From what I gather, you wouldn’t be able to rebuild the original text from the new columns. It’s great that the original column, ‘submission’, was retained when we tokenized the text.
The most frequent words are shown below:

Cleaning the Bag of Words

After cleaning the bag of words by eliminating frequent but uninformative words (“the”, “a”, “in”, etc.) and number words (“0.712”, “68”, etc), the most frequent words are now:

This makes perfect sense that ‘data’, ‘student’, ‘learn’, and ‘think’ are the most frequent since this is a course on Learning Analytics.

I don’t think we lost important information in this cleaning. We removed articles and words that were numbers. Our readings didn’t involve any data analysis so the latter doesn’t matter so much. You might lose some meaning by removing words like (“the”, “a”, “in”, etc.) but nothing significant.

Creating Bi-Grams and Tri-Grams

In order to get information on what pairs or triads of words go together, we generated a new column to contain words, pairs, and triads.

First, the ‘Tokenized Text’ column disappears, while two columns appear: ‘gram’ and ‘token’:

The most common bi-grams are: data_student (n=42), learn_research (n=28), make_data (n=28), student_differ (n=26), and learn_analyt (n=23) as shown in the table:

The the most common tri-grams are: predict_use_model (n=9), howev_data_student (n=9), and predict_explanatori_model (n=8) as shown in the table:

Bigrams (n=12,474) and trigrams (n=11,652) are common compared to simple words (n=13,302):

The most common bigrams and trigrams with the word, ‘student’, are: data_student (n=42), student_differ (n=26), student_group (n=17), make_student (n=13), student_certain (n=11), and averag_student (n=11).

Important Words for Papers and Authors

To be able to differentiate different messages, papers or authors, we need to find important words first. That is, words that are common for some, but not for others. Frequent but common words are not interesting, frequent and uncommon words are interesting. For this calculation we will use TF-IDF:

The most relevant words, used in the comments in Persuall, seem relevant for each of the papers. These words include model, data, student, learn, use, and think, which makes sense since the course is called Learning Analytics & Data Science in Education. The papers we read were closely related to this topic and therefore each other, where you might find common words across these papers.

After running the analysis, you’ll find the table below sorted by my responses:

My most important words used were: data, student, and point. Moreover, the most common words that I’ve used that are least used by the rest of my classmates is data_student and example. The b-igram, data_student, doesn’t make much sense to me as I’d figure that most of my classmates would’ve used this combination of words. ‘Example’ makes sense to me - I recall using that word when responding to peers’ comments.

Clustering the Authors

This graph makes sense given what we’ve previously seen on our class data from Perusall. For example, I expected that Maurice and Xin (Ana) would be clustered around each other and more centered in the group as they made a lot of comments that received responses and upvoters. For those who are isolated like Xavier, this makes sense as his responses usually came the day after the assignment closed, which garnered less responses or upvotes because of the timing. I would be interested in seeing un/read comments and questions and how this interplays with the clusters.

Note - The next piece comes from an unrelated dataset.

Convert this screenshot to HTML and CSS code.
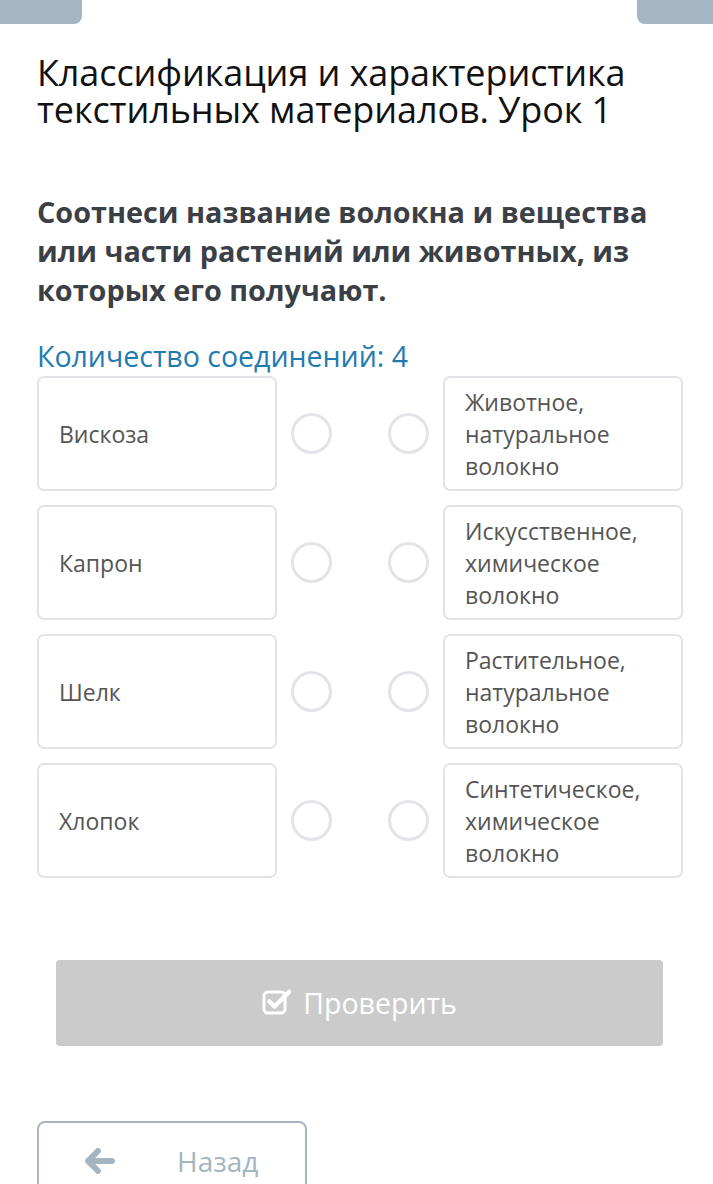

It seems that the similarities of the previous graph are preserved in the above 2D representation. Ailin, Xin (Ana), and Maurice are in the same cluster with Elizabeth and Collin; though Elizabeth is a bit more isolated from the group. From this display, it is more visibly clear that the instructor, Xavier, is not the most isolated point on the graph, and in fact, he’s clustered in a group (4) with a couple of students. Cluster 2 which includes Taniya and Evgeniya are farther on the outskirts and a bit isolated - I wonder if this has anything to do with their physical locations during the second half of the semester while we were learning remotely and their ability to interact with other students and vice versa in a timely manner were prohibited.

Sentiment Analysis

Class Distribution of Sentiment

Average Sentiment Per Student and Paper

Average Sentiment Per Student (Table, Sorted High to Low)

Average Sentiment Per Student by Type (BoxPlot, Sorted High to Low)

Sentiment scores range between -1 and 1, with -1 as the most negative, 0 as neutral, and 1 as the most positive. According to the analysis, the most negative author is Roxy Ho at an average of 0.07. While, the most positive author is Ailin Zhou at an average text_sentiment of 0.26. The class average was positive but not high in magnitide at 0.15. I think the sentiment analysis isn’t the best tool to use for accuracy as these are fairly complex responses. This doesn’t capture the nuances or whole picture, which can include but not limited to tone and the subject of the article that we’re commenting on, the various modes of the responses (in Persuall, in person, or synchronously online as we moved to remote learning for the second half of the semester), for example. How do the reactions like emojis and upvotes in the Persuall comments account for authors’ and commentors’ sentiment? This analysis is intriguing but doesn’t provide a complete picture of class dynamics and individual interactions with the content.